The number was substantially higher than the figure reported when Chief Minister Andrew Barr announced most households would have their rates reduced in 2020-21.
However, Mr Barr's office has insisted the figures were consistent with his public statements from the time, dismissing any suggestions it mislead Canberrans on a key cost-of-living measure ahead of October's ACT election.
Mr Barr used a major speech in June last year to grant homeowners a temporary reprieve from annual rates hikes, a policy designed to support households and inject money into the economy amid the COVID-19 downturn.
The announcement at Mr Barr's State of our Territory address was also widely seen as serving a political purpose, helping to neutralise the Canberra Liberals' main election promise of freezing residential rates for four years.
Rates would not increase for the "majority" of Canberrans in 2020-21, Mr Barr said, with the owners of about 110,000 homes - or about two-thirds of all properties - to pay less than the previous year after a $150 rebate was factored in.
The Barr government always acknowledged rates would increase for some households, either because their land value increased significantly or because they lived on an expensive block.
But the exact number of properties to be hit with a rate hike had been the subject of some confusion.
Mr Barr's office initially told The Canberra Times rates would increase for about 18,000 properties in 2020-21.
The following morning his office issued a revised number - 36,500.
But figures from ACT Treasury, published under freedom of information, showed the actual number was far higher - 60,295.
Mr Barr's office confirmed the figure was accurate when contacted by The Canberra Times.
It provided a further breakdown of the data, which showed 24,000 properties had been hit with an increase of between zero and 1 per cent.

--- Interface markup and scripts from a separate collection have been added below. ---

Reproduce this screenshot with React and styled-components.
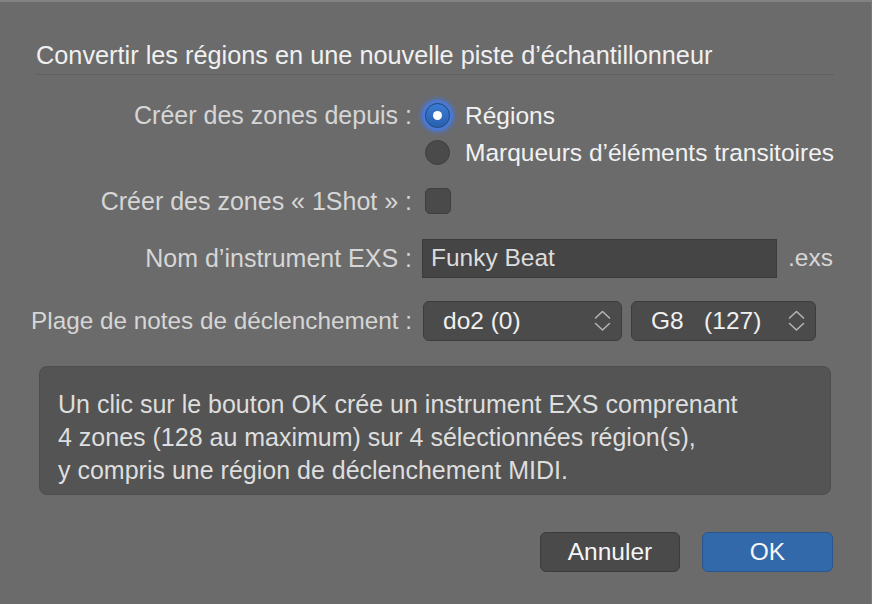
import styled, { createGlobalStyle } from 'styled-components';

const GlobalStyle = createGlobalStyle`
    html, body {
        margin: 0;
        padding: 0;
        background: #6b6b6b;
    }
    body {
        font-family: "Liberation Sans", Arial, sans-serif;
        -webkit-font-smoothing: antialiased;
    }
`

const Dialog = styled.div`
    width: 872px;
    height: 604px;
    box-sizing: border-box;
    background-color: #6b6b6b;
    border-top: 2px solid #828282;
    border-right: 1px solid #7a7a7a;
    padding: 38px 37px 0 36px;
    display: flex;
    flex-direction: column;
`

const Title = styled.div`
    font-size: 25.3px;
    color: #f0f0f0;
    line-height: 30px;
    padding-bottom: 4px;
    border-bottom: 1px solid #606060;
    white-space: nowrap;
`

const Form = styled.div`
    display: grid;
    grid-template-columns: 400px 1fr;
    column-gap: 11px;
    margin-left: -24px;
    margin-top: 22px;
`

const Label = styled.div`
    text-align: right;
    font-size: ${p => p.size || 25}px;
    color: #d6d6d6;
    height: ${p => p.h || 40}px;
    line-height: ${p => p.h || 40}px;
    margin-top: ${p => p.mt || 0}px;
    white-space: nowrap;
`

const Field = styled.div`
    display: flex;
    align-items: ${p => p.top ? 'flex-start' : 'center'};
    flex-direction: ${p => p.column ? 'column' : 'row'};
    min-height: ${p => p.h || 40}px;
    margin-top: ${p => p.mt || 0}px;
`

const Option = styled.div`
    display: flex;
    align-items: center;
    height: 37px;
    gap: 15px;
    font-size: 24.5px;
    color: #f2f2f2;
    white-space: nowrap;
`

const Radio = styled.div`
    width: 25px;
    height: 25px;
    margin-left: 2px;
    border-radius: 50%;
    box-sizing: border-box;
    flex-shrink: 0;
    display: flex;
    align-items: center;
    justify-content: center;
    background: ${p => p.checked ? 'linear-gradient(#3b7cd2, #2960b0)' : '#4a4a4a'};
    border: 1px solid ${p => p.checked ? '#1d4a8c' : '#3e3e3e'};
    box-shadow: ${p => p.checked
        ? '0 0 0 3px rgba(74, 120, 214, 0.95), 0 0 3px 6px rgba(74, 120, 214, 0.45)'
        : 'none'};

    &::after {
        content: '';
        display: ${p => p.checked ? 'block' : 'none'};
        width: 9px;
        height: 9px;
        border-radius: 50%;
        background: #ffffff;
    }
`

const Checkbox = styled.div`
    width: 26px;
    height: 26px;
    margin-left: 2px;
    box-sizing: border-box;
    border-radius: 5px;
    background: #4a4a4a;
    border: 1px solid #3e3e3e;
`

const TextInput = styled.div`
    width: 355px;
    height: 39px;
    margin-left: -1px;
    box-sizing: border-box;
    background: #454545;
    border: 1px solid #3c3c3c;
    padding-left: 8px;
    display: flex;
    align-items: center;
    font-size: 24.5px;
    color: #dcdcdc;
`

const Suffix = styled.span`
    font-size: 24.5px;
    color: #d6d6d6;
    margin-left: 11px;
`

const Select = styled.div`
    width: ${p => p.w}px;
    height: 40px;
    box-sizing: border-box;
    background: #4b4b4b;
    border: 1px solid #3c3c3c;
    border-radius: 6px;
    padding: 0 10px 0 19px;
    display: flex;
    align-items: center;
    justify-content: space-between;
    font-size: 24.5px;
    color: #f0f0f0;
    white-space: pre;
    margin-right: 9px;
`

const InfoBox = styled.div`
    margin: 25px 3px 0 3px;
    height: 129px;
    box-sizing: border-box;
    background: #545454;
    border: 1px solid #4d4d4d;
    border-radius: 8px;
    padding: 21px 18px 0 18px;
    font-size: 25px;
    line-height: 33px;
    color: #dedede;
    white-space: nowrap;
`

const Buttons = styled.div`
    display: flex;
    justify-content: flex-end;
    gap: 22px;
    margin-top: 37px;
    margin-right: 1px;
`

const Button = styled.div`
    width: ${p => p.w}px;
    height: 40px;
    box-sizing: border-box;
    border-radius: 6px;
    display: flex;
    align-items: center;
    justify-content: center;
    font-size: 24.5px;
    color: #f5f5f5;
    background: ${p => p.primary ? '#3269aa' : '#4a4a4a'};
    border: 1px solid ${p => p.primary ? '#28568e' : '#3c3c3c'};
`

const Chevrons = () => (
    <svg width="17" height="26" viewBox="0 0 17 26" fill="none" stroke="#b6b6b6" strokeWidth="1.5" strokeLinecap="round" strokeLinejoin="round">
        <path d="M1.5 10 L8.5 3.5 L15.5 10" />
        <path d="M1.5 15.5 L8.5 22 L15.5 15.5" />
    </svg>
)

const App = () => {
    return (
        <>
            <GlobalStyle />
            <Dialog>
                <Title>Convertir les régions en une nouvelle piste d’échantillonneur</Title>
                <Form>
                    <Label h={37}>Créer des zones depuis :</Label>
                    <Field column top>
                        <Option><Radio checked />Régions</Option>
                        <Option><Radio />Marqueurs d’éléments transitoires</Option>
                    </Field>

                    <Label mt={10}>Créer des zones « 1Shot » :</Label>
                    <Field mt={10}><Checkbox /></Field>

                    <Label mt={17}>Nom d’instrument EXS :</Label>
                    <Field mt={17}>
                        <TextInput>Funky Beat</TextInput>
                        <Suffix>.exs</Suffix>
                    </Field>

                    <Label mt={23} size={24.3}>Plage de notes de déclenchement :</Label>
                    <Field mt={23}>
                        <Select w={199}>do2 (0)<Chevrons /></Select>
                        <Select w={185}>G8   (127)<Chevrons /></Select>
                    </Field>
                </Form>
                <InfoBox>
                    Un clic sur le bouton OK crée un instrument EXS comprenant<br />
                    4 zones (128 au maximum) sur 4 sélectionnées région(s),<br />
                    y compris une région de déclenchement MIDI.
                </InfoBox>
                <Buttons>
                    <Button w={140}>Annuler</Button>
                    <Button primary w={131}>OK</Button>
                </Buttons>
            </Dialog>
        </>
    )
}

export default App
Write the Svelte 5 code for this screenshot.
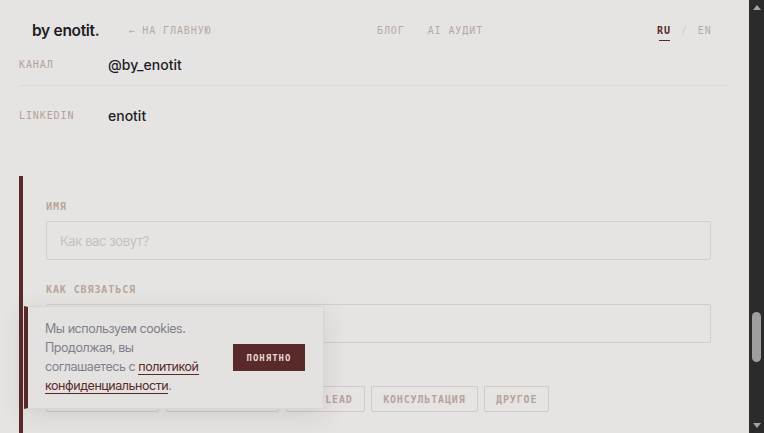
<script>
  const chips = ['АВТОМАТИЗАЦИЯ', 'ИНТЕГРАЦИЯ AI', 'TECHLEAD', 'КОНСУЛЬТАЦИЯ', 'ДРУГОЕ'];
</script>

<div class="window">
  <div class="viewport">
    <header>
      <div class="left">
        <span class="logo">by enotit<i>.</i></span>
        <a class="link" href="#home">← НА ГЛАВНУЮ</a>
      </div>
      <nav>
        <a class="link" href="#blog">БЛОГ</a>
        <a class="link" href="#audit">AI АУДИТ</a>
      </nav>
      <div class="lang">
        <span class="active">RU</span>
        <span class="sep">/</span>
        <span class="link">EN</span>
      </div>
    </header>

    <main>
      <div class="row first">
        <span class="key">КАНАЛ</span>
        <span class="val">@by_enotit</span>
      </div>
      <div class="row">
        <span class="key">LINKEDIN</span>
        <span class="val">enotit</span>
      </div>

      <form>
        <label for="name">ИМЯ</label>
        <input id="name" placeholder="Как вас зовут?" />
        <label for="contact">КАК СВЯЗАТЬСЯ</label>
        <input id="contact" />
        <span class="label">ТИП ЗАПРОСА</span>
        <div class="chips">
          {#each chips as chip}
            <span class="chip">{chip}</span>
          {/each}
        </div>
      </form>
    </main>

    <div class="cookie">
      <p>Мы используем cookies. Продолжая, вы соглашаетесь с <a href="#privacy">политикой конфиденциальности</a>.</p>
      <button>ПОНЯТНО</button>
    </div>
  </div>

  <aside class="scrollbar">
    <span class="up"></span>
    <span class="track"><span class="thumb"></span></span>
    <span class="down"></span>
  </aside>
</div>

<style>
  :global(body) {
    margin: 0;
    overflow: hidden;
  }
  .window {
    display: flex;
    width: 764px;
    height: 433px;
    overflow: hidden;
    background: #e6e4e2;
    font-family: Inter, "Noto Sans", sans-serif;
  }
  .viewport {
    position: relative;
    flex: 1;
    overflow: hidden;
  }

  /* fixed site header lies over the scrolled page */
  header {
    position: absolute;
    top: 0;
    left: 0;
    right: 0;
    height: 54px;
    display: grid;
    grid-template-columns: 345px 280px 1fr;
    align-items: center;
    padding: 6px 0 0 32px;
    box-sizing: border-box;
    background: #e6e4e2;
  }
  .left {
    display: flex;
    align-items: center;
    gap: 29px;
  }
  .logo {
    font-size: 15.5px;
    font-weight: 600;
    letter-spacing: -0.3px;
    color: #1d1d26;
  }
  .logo i {
    font-style: normal;
    color: #5a2a2a;
  }
  .link, .active, .sep {
    font-family: "DejaVu Sans Mono", monospace;
    font-size: 10px;
    letter-spacing: 0.9px;
    color: #b5a9a7;
    text-decoration: none;
  }
  nav {
    display: flex;
    gap: 23px;
  }
  .lang {
    display: flex;
    gap: 10px;
  }
  .active {
    position: relative;
    font-weight: 700;
    color: #5a2a2a;
  }
  .active::after {
    content: '';
    position: absolute;
    left: 2px;
    right: 1px;
    bottom: -5px;
    height: 1px;
    background: #5a2a2a;
  }
  .sep {
    color: #d2cdcb;
  }

  main {
    padding: 54px 19px 0;
  }
  .row {
    display: grid;
    grid-template-columns: 89px 1fr;
    align-items: center;
    height: 20px;
    padding: 19px 0 12px;
  }
  .row.first {
    padding: 0 0 11px;
    border-bottom: 1px solid #dcdad7;
  }
  .key {
    font-family: "DejaVu Sans Mono", monospace;
    font-size: 10px;
    letter-spacing: 0.9px;
    color: #b5a09c;
  }
  .val {
    font-size: 14px;
    font-weight: 500;
    color: #1d1d26;
  }

  form {
    display: flex;
    flex-direction: column;
    margin-top: 39px;
    padding: 25px 19px 0 23px;
    border-left: 4px solid #5a2a2a;
  }
  label, .label {
    height: 12px;
    margin-bottom: 8px;
    font-family: "DejaVu Sans Mono", monospace;
    font-size: 10px;
    line-height: 12px;
    letter-spacing: 0.9px;
    font-weight: 700;
    color: #b9a598;
  }
  input {
    height: 39px;
    box-sizing: border-box;
    margin-bottom: 24px;
    padding: 0 13px;
    background: transparent;
    border: 1px solid #d0cdcb;
    border-radius: 2px;
    font-family: inherit;
    font-size: 13px;
    letter-spacing: -0.4px;
    outline: none;
  }
  input::placeholder {
    color: #c4c1be;
  }
  .chips {
    display: flex;
    gap: 6.5px;
    margin-top: -1px;
    padding-bottom: 40px;
  }
  .chip {
    height: 26px;
    box-sizing: border-box;
    display: flex;
    align-items: center;
    padding: 0 11px;
    border: 1px solid #d0c9c6;
    border-radius: 2px;
    font-family: "DejaVu Sans Mono", monospace;
    font-size: 10px;
    font-weight: 700;
    letter-spacing: 0.85px;
    color: #b7a29b;
    white-space: nowrap;
  }

  .cookie {
    position: absolute;
    left: 24px;
    top: 306px;
    width: 300px;
    height: 103px;
    box-sizing: border-box;
    display: flex;
    align-items: center;
    gap: 18px;
    padding: 0 18px 0 17px;
    background: #e4e2e0;
    border: 1px solid #d8d6d3;
    border-left: 4px solid #5a2a2a;
    box-shadow: 0 6px 24px rgba(60, 40, 40, 0.12);
  }
  .cookie p {
    flex: 1;
    margin: 0 0 2px;
    font-size: 12.5px;
    line-height: 19px;
    letter-spacing: -0.45px;
    color: #80808c;
  }
  .cookie a {
    color: #5a2a2a;
    text-decoration: none;
    border-bottom: 1px solid #5a2a2a;
  }
  button {
    flex: none;
    width: 72px;
    height: 27px;
    padding: 0;
    border: 0;
    background: #5a2a2a;
    color: #e6d9d6;
    font-family: "DejaVu Sans Mono", monospace;
    font-size: 9px;
    font-weight: 700;
    letter-spacing: 1px;
  }

  .scrollbar {
    flex: none;
    width: 15px;
    display: flex;
    flex-direction: column;
    align-items: center;
    background: #2b2b2b;
  }
  .up, .down {
    flex: none;
    width: 0;
    height: 0;
    margin: 5px 0;
    border-left: 4.5px solid transparent;
    border-right: 4.5px solid transparent;
  }
  .up {
    border-bottom: 5px solid #a3a3a3;
  }
  .down {
    border-top: 5px solid #a3a3a3;
  }
  .track {
    flex: 1;
    width: 100%;
    display: flex;
    justify-content: center;
  }
  .thumb {
    width: 9px;
    height: 50px;
    margin-top: 297px;
    border-radius: 5px;
    background: #9f9f9f;
  }
</style>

Rates rose between 1 and 5 per cent for about 34,000 properties, with the remainder rising by more than 5 per cent.
When asked to explain the discrepancies in the data on rate increases, Mr Barr's spokeswoman said numbers referenced in the chief minister and treasurer's public statements were consistent with the freshly published figures.
The spokeswoman said the government had consistently stated rates would fall for about 110,000 households after the $150 rebate was applied. The exact number was 110,691.
The sum of that figure and 60,295 equalled the exact number of households in the ACT, meaning rates bills either rose or fell for every ratepayer. Not a single rates bill was "frozen" at its 2019-20 level, according to the government.
Opposition leader Elizabeth Lee said it was disappointing Labor's "so-called rates relief" was not extended to more than 60,000 households.
"A rates hike for 60,000 households is almost double the number of households that was disclosed before the election," Ms Lee said.
"The Liberals have long campaigned for a fairer rates system, but for Labor and the Greens, unfair rates rises are just part of their DNA."
Mr Barr said at the time of the announcement the reprieve would be only temporary, with the start of the next phase of tax reform set to see rates rise an average of 3.75 per cent annually from next year.
But the government has left the door ajar to further tax relief, signalling it was prepared to adjust its approach if that was necessary to support households and protect jobs.